Ходить на третий, школьный, этаж им с Леной строго-настрого запрещено. Костик знает это и никогда здесь не показывается, впервые он нарушил запрет. Все головы повернуты к двери, на секунду мы все застываем в удивлении.
– Король тут? – громко осведомляется Костик. – Король, послушай!..
Чья-то рука хватает Костика сзади, из коридора доносится испуганный Галин шепот:
– Костик, ты с ума сошел! Кто тебе позволил?
– Ой, мама, погоди! – кричит Костик уже на весь коридор. – Король, слушай, это Нарышкин унес горн! Он сам сказал!
– Эх, ты, умнее ничего не придумал? – услышал я еще из-за двери и, заглянув в больничку, увидел Глебова: он принес Нарышкину еду.
Нарышкин угрюмо отвернулся к стене и не ответил.
– Слыхали, Семен Афанасьевич? – говорит Глебов, столкнувшись со мной в дверях. – Горн-то!
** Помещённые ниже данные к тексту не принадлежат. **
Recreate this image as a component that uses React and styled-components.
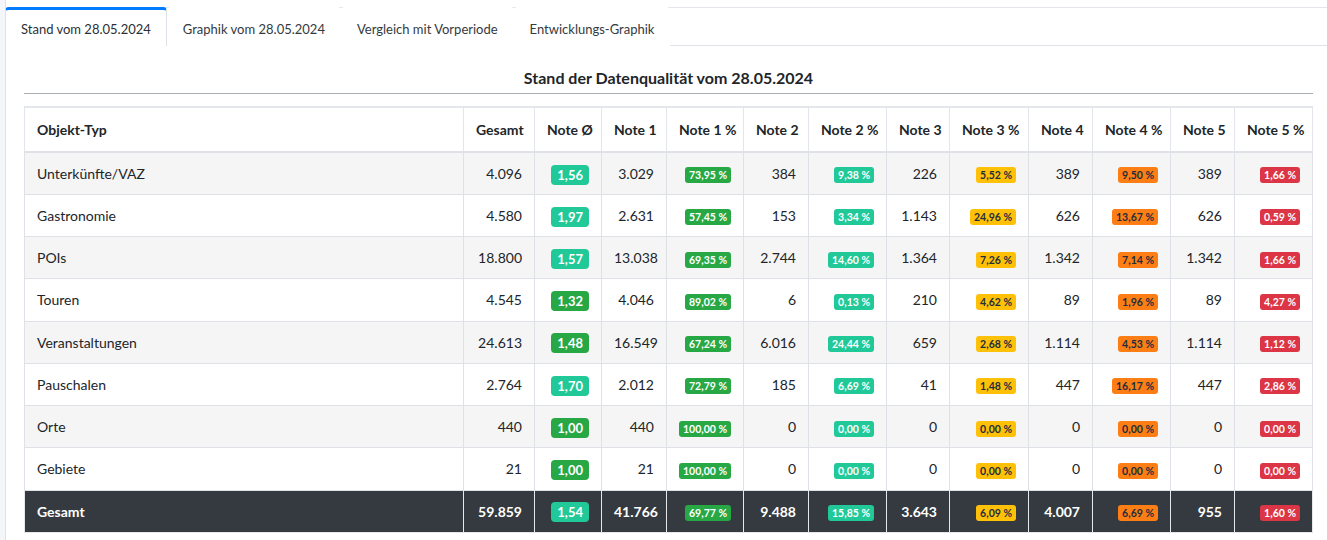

А у нас что было, чего только не передумали! И Король на себя наговорил. Вот бесстыжая рожа Нарышкин! Да что с него возьмешь…
В лице и голосе Глебова – сознание собственного достоинства и безграничное презрение к Нарышкину.
– Знаете, Семен Афанасьевич, – продолжает он, насмешливо кивая в сторону кровати, – я к нему вхожу, а он как набычится – ну чистый Тимофей! Думал, дурак, я его бить пришел. «Я, – говорю, – тебе щи принес, дурак ты! А сейчас второе принесу». А он все боится. Понятия в нем никакого!